2026-04-28 01:00:34 -04:00
5d883466a2 fix(api): advertise 429 on every operation in OpenAPI
SlowAPI middleware can short-circuit any request with 429 once a
per-route or per-IP rate limit fires (e.g. POST /api/v1/auth/login is
capped at 10/5min). The OpenAPI spec did not declare 429 on any
operation, so schemathesis flagged legitimate rate-limit responses as
RejectedPositiveData / status-code-nonconformance failures.

Override app.openapi to inject a generic 429 response object on every
HTTP operation in the generated schema. Add a contract test that fails
if any operation drops the 429 advertisement.
2026-04-28 00:58:37 -04:00
6b407e8c9c fix(tests): align stale tests with current behavior
- swarm/test_swarm_api, swarm/test_heartbeat: replace deprecated
  asyncio.get_event_loop().run_until_complete() with asyncio.run();
  the former raises in 3.11 once another test has set+closed a loop on
  the main thread.
- prober/test_prober_bus, prober/test_prober_worker: extend tcp_fingerprint
  mocks with tos/dscp/ecn/server_isn so the worker doesn't KeyError into
  the prober_error branch.
- services/test_service_isolation: collector now retries on event-stream
  errors instead of exiting; assert it stays running and cancel cleanly.
- live/test_imap_live, live/test_pop3_live: log format emits
  outcome="failure", not "failed".
- live/test_service_isolation_live: is_service_container accepts label
  OR state-name; rewrite the empty-state test against a synthetic
  unlabeled container instead of the host's real fleet.
2026-04-28 00:44:40 -04:00
8344b539c8 fix(ssh-template): drop sshd/pam_unix native chatter at rsyslog
OpenSSH's native syslog ("Failed password", "Connection from",
"Connection closed by …") and the pam_unix lines emitted from sshd's
PAM stack add no signal beyond what auth-helper already captures as
structured login_attempt events.
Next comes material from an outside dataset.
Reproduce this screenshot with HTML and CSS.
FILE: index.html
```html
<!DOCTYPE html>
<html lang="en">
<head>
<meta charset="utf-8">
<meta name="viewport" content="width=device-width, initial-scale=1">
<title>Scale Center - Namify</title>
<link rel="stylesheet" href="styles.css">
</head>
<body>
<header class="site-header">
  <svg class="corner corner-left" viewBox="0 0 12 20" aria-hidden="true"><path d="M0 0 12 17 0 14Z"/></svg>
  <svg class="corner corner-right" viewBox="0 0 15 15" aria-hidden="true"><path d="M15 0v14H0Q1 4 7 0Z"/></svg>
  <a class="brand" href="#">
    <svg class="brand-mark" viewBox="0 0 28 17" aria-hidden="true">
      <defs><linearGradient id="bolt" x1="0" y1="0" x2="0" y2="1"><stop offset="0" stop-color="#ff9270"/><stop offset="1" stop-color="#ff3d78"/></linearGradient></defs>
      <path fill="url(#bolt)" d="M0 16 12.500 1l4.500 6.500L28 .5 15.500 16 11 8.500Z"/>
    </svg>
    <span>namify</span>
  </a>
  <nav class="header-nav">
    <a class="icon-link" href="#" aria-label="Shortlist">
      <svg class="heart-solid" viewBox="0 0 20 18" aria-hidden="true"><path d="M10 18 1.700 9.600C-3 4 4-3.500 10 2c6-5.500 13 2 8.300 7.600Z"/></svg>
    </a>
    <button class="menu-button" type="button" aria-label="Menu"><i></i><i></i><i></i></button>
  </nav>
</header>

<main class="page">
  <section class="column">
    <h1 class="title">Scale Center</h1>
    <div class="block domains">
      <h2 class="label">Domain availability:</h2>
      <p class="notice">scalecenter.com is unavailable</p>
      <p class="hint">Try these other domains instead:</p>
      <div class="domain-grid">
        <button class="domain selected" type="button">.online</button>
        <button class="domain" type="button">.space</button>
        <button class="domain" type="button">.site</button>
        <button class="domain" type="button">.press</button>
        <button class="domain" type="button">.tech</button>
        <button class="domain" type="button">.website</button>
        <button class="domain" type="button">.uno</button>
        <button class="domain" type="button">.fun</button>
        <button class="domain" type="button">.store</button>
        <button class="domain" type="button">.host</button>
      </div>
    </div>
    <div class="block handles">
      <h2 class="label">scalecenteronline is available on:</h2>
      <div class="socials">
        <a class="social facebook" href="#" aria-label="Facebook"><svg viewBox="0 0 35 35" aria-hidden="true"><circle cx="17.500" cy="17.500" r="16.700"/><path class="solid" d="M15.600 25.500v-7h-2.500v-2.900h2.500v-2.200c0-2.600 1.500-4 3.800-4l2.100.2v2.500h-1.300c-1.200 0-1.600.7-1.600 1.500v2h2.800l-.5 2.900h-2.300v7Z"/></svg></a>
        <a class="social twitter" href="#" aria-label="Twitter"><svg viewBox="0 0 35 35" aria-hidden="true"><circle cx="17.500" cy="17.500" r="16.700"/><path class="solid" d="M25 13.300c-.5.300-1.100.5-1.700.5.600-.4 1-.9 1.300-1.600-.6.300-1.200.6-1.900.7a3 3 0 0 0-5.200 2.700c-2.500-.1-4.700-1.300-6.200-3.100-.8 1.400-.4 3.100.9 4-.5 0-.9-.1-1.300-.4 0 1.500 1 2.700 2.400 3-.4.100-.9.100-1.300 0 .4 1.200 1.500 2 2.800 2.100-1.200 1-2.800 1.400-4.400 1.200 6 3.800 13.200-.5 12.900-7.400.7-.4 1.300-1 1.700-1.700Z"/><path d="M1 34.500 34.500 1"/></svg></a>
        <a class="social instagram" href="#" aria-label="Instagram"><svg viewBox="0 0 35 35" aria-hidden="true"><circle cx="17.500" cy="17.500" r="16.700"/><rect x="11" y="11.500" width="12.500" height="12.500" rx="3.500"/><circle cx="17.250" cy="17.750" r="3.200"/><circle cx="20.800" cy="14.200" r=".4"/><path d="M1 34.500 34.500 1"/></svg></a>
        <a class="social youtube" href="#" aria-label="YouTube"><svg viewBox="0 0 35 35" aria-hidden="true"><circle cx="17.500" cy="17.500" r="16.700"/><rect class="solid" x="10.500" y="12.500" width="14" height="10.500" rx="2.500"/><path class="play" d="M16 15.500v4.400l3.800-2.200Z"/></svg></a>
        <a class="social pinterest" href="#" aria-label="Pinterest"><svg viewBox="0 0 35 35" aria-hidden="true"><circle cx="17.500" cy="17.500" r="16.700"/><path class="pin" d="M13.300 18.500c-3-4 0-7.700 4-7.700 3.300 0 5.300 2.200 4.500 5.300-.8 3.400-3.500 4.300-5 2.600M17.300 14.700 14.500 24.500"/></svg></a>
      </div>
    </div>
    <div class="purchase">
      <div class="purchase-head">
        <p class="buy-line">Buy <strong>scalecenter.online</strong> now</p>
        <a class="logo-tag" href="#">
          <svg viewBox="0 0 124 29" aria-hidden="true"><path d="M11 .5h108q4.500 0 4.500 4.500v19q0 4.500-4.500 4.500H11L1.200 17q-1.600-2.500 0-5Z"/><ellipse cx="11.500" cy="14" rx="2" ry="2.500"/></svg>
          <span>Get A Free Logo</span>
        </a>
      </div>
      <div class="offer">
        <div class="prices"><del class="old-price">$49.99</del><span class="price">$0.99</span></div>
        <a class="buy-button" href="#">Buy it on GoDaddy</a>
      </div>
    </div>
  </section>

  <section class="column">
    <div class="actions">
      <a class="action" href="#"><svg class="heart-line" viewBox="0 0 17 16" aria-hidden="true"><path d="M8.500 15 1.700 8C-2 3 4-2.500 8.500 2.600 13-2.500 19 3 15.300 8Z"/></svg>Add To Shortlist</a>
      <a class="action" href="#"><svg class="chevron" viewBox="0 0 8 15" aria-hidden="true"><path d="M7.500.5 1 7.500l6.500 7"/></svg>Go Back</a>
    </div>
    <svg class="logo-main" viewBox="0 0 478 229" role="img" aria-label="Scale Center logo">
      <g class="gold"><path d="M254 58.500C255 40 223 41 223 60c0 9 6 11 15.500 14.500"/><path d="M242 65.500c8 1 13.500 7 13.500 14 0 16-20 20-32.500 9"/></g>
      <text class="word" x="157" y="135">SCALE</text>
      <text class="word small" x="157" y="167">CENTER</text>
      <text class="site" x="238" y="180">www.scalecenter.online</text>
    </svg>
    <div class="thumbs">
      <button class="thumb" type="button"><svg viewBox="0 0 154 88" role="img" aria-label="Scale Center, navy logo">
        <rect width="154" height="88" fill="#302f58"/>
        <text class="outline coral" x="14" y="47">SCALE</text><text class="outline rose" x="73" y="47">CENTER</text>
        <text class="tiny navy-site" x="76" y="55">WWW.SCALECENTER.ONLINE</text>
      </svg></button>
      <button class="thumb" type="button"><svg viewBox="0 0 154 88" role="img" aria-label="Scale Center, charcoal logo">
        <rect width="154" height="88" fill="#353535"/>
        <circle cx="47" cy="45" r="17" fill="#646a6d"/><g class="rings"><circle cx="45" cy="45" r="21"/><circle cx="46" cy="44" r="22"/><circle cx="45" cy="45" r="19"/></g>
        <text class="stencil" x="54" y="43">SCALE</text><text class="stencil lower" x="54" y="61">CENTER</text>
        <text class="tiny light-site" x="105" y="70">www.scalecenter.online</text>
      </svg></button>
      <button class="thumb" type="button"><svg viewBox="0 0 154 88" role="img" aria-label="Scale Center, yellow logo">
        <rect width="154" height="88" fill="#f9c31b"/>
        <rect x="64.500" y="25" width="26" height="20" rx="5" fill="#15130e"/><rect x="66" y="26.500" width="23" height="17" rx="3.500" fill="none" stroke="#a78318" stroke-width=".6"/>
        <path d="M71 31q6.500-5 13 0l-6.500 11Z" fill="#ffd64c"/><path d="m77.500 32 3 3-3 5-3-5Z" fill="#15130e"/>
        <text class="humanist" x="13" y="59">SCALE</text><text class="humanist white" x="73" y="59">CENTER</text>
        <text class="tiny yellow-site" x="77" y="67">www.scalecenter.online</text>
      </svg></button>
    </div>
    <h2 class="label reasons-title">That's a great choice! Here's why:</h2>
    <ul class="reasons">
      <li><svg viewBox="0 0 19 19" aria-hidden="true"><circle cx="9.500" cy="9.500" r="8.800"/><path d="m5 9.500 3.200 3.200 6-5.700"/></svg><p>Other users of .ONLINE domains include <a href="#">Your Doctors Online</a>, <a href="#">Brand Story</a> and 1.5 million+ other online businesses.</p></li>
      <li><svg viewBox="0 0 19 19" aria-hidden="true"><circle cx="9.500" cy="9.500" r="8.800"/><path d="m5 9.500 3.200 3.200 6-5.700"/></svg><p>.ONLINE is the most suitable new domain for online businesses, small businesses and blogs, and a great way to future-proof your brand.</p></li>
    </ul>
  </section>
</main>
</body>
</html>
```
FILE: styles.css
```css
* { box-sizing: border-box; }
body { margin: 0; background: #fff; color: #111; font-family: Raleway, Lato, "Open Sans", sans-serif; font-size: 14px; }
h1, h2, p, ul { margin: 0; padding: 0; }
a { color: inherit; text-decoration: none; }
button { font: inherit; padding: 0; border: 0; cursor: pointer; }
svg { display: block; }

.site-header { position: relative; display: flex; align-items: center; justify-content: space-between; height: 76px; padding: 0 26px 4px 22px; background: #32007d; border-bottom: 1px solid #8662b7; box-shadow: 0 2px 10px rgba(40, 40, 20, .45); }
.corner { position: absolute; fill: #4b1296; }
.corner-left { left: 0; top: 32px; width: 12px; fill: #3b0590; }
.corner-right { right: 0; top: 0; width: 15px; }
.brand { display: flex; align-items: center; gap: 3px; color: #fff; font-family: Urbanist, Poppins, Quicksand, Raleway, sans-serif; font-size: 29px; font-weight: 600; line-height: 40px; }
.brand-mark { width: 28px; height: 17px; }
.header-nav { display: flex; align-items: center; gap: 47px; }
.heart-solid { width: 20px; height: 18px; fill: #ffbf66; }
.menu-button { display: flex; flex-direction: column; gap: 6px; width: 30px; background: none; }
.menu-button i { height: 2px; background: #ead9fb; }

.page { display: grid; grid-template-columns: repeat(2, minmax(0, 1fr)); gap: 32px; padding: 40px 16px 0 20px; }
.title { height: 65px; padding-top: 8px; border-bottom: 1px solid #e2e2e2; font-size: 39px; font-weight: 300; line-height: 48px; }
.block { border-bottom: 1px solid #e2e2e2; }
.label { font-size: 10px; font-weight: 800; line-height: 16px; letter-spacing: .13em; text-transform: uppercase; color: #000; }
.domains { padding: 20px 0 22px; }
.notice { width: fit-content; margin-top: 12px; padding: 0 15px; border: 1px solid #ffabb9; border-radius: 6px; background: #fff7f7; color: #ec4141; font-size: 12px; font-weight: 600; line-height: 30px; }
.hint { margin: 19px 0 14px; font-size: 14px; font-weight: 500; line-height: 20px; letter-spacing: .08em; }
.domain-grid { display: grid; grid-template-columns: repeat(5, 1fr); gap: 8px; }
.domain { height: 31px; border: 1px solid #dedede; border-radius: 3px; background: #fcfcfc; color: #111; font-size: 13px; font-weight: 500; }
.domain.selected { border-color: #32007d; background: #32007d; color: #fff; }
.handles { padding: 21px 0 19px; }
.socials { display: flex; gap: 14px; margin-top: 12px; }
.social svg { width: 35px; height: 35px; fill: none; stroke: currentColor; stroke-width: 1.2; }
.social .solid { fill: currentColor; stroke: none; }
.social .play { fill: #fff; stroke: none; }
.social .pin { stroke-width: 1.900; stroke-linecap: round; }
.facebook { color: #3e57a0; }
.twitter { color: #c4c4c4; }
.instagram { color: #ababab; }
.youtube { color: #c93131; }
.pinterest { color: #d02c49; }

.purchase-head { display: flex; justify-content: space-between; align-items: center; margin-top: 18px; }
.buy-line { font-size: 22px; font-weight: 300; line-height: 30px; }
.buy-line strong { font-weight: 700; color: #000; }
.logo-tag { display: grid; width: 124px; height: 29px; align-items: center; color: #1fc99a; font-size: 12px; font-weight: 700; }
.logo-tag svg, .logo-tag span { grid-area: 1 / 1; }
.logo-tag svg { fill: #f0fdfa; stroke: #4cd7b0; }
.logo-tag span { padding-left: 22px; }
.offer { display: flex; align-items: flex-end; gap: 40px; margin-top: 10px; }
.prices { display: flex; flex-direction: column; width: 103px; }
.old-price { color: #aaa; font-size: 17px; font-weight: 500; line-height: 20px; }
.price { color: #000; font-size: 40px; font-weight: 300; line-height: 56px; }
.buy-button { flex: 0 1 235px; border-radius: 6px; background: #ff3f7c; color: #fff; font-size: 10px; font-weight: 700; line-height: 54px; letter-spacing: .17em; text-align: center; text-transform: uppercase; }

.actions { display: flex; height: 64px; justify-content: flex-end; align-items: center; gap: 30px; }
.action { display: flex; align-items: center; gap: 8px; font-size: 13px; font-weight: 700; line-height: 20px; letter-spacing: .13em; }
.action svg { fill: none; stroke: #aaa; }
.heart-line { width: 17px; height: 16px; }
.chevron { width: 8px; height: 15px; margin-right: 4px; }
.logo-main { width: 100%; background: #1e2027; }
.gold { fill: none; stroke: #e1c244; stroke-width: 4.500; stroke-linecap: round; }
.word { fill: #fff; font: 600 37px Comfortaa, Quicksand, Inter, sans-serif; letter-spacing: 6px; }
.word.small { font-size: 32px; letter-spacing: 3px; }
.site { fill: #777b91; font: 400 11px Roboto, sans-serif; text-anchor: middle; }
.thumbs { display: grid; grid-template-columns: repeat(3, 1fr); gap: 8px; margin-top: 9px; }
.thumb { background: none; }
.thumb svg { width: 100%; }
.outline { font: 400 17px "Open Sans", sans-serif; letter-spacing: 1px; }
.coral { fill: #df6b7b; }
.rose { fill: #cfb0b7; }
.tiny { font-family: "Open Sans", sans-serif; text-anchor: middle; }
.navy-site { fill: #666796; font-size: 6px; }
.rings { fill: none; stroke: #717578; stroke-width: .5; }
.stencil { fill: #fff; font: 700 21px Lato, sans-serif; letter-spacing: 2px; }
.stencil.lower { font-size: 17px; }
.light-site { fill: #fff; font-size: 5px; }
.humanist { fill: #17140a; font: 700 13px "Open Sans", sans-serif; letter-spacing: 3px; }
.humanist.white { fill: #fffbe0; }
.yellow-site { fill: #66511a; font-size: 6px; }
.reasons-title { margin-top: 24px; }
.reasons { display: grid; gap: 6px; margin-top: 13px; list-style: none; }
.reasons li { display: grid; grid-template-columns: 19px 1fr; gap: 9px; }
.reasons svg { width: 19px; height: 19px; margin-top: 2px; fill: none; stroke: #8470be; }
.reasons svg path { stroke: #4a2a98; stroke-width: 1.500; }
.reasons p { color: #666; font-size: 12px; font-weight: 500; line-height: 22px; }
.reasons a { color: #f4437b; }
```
They cluttered the dashboard and
arrived without an SD wrapper, forcing prose-IP heuristics in the
collector.

Add a `:programname, isequal, "sshd" stop` rule above the forwarding
actions in /etc/rsyslog.d/50-journal-forward.conf. pam_unix lines from
sshd inherit programname=sshd so the same rule covers both. sudo /
login / su pam_unix lines keep flowing (different programname), so
post-login privilege escalation telemetry is preserved.
2026-04-27 23:26:53 -04:00
9350ce195a fix(collector,correlation): extract attacker IP from sshd/pam free-form prose
Native sshd and pam_unix lines route through rsyslog without the
relay@55555 SD wrapper and without key=value pairs, so attacker_ip
fell through to "Unknown". Add a prose-IP fallback to both parsers:
anchored patterns (from/rhost/client/src) win first so we never pick
the local listener in "Connection from X port Y on Z port 22", with
a bare-IPv4 scan as the last resort.
2026-04-27 23:16:42 -04:00
3c571cce5a fix(correlation): prober events no longer count as attacker traversal
The prober writes events with hostname=decnet-prober and target_ip=
<the attacker being fingerprinted>. The parser pulls target_ip into
attacker_ip (it's one of _IP_FIELDS), which is correct for indexing
fingerprints under the attacker — but it had a side effect: every
fingerprinted attacker had two distinct deckies on file (the real
decoy they touched + decnet-prober) and the correlation engine's
traversals() classified that as lateral movement. Live dashboard
showed bogus "dmz-gateway -> decnet-prober" paths and TRAVERSAL
badges on attackers who'd done nothing but knock on the front door.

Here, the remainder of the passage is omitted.